We chatted on Facebook, discovered we had a lot of likes and dislikes in common and though we'd never spoken since Justin's funeral, began building a friendship that sprang from a mutual loss but was built on mutual respect and common interests.
John died suddenly, unexpectedly, about a year later. We consoled each other. I sent Justin's mom a prayer card from John's funeral. We mourned again, this time as adults grateful for the time we'd been back in touch with John rather grieving the years we knew we'd never have with Justin.
It wasn't easier, but we were older and we understood grief better. And a natural death, even unexpected and sudden at 40, is different than a suicide at 16.
Not better or easier — just different.
At 40, we've had more experience with death and know that, in time, the pain can subside and become tolerable.

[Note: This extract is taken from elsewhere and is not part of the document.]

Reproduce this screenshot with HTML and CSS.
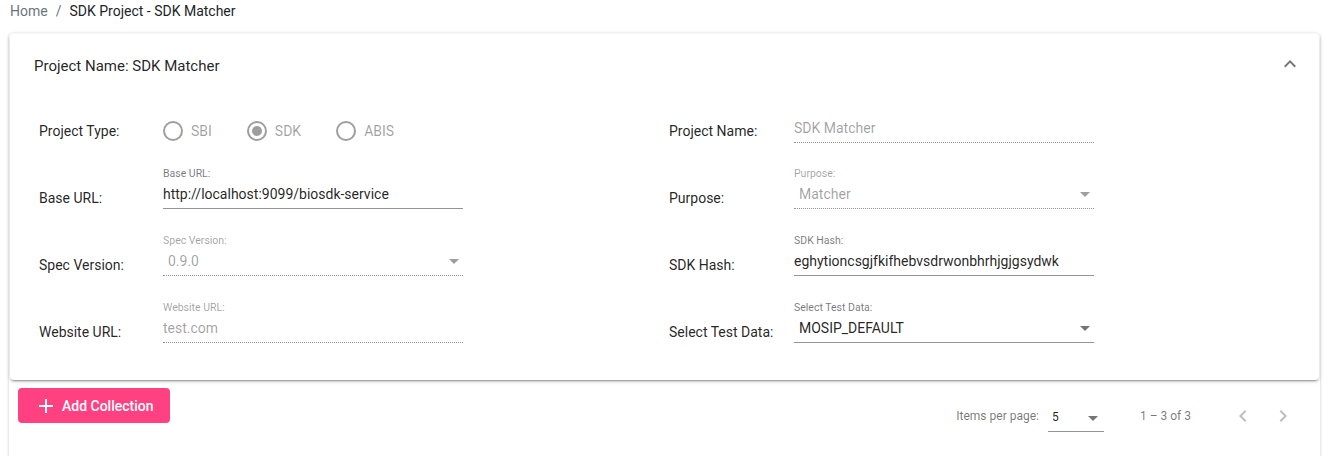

Still, Christine and I had never talked on the phone. We emailed back and forth and were so grateful for John having put us in touch with one another, because it brought some meaning to his loss, in a sense. I know I'm not phrasing it well, and I know how much his death rocked his family - his mother, his sister, his wife, his daughter — but for me, I think of John and I quietly thank him for bringing Christine back into my life.
Last year, on Aug. 8, I posted something about Justin. Christine responded almost immediately. I realized she didn't really know how much Justin's friendship and death had meant to me. The next day, I breathed deeply, picked up the phone and called.
For about an hour, we talked. We cried.
I mean, we SOBBED.
We also laughed.
I finally had the chance to tell her how amazing her brother was and how his death had changed me for the better, despite the searing pain I still felt.
And this year, as the anniversary came up - the 25th anniversary - my brain did what it does, and I forgot. I remembered a couple weeks ago, determined not to forget this year. And yet, I did. Then, sitting at my computer somewhere around midday yesterday, I remembered. And then I looked at my Facebook mail and saw a message from Christine.
Despite the fact that reading her message made me cry, I suddenly didn't feel so alone.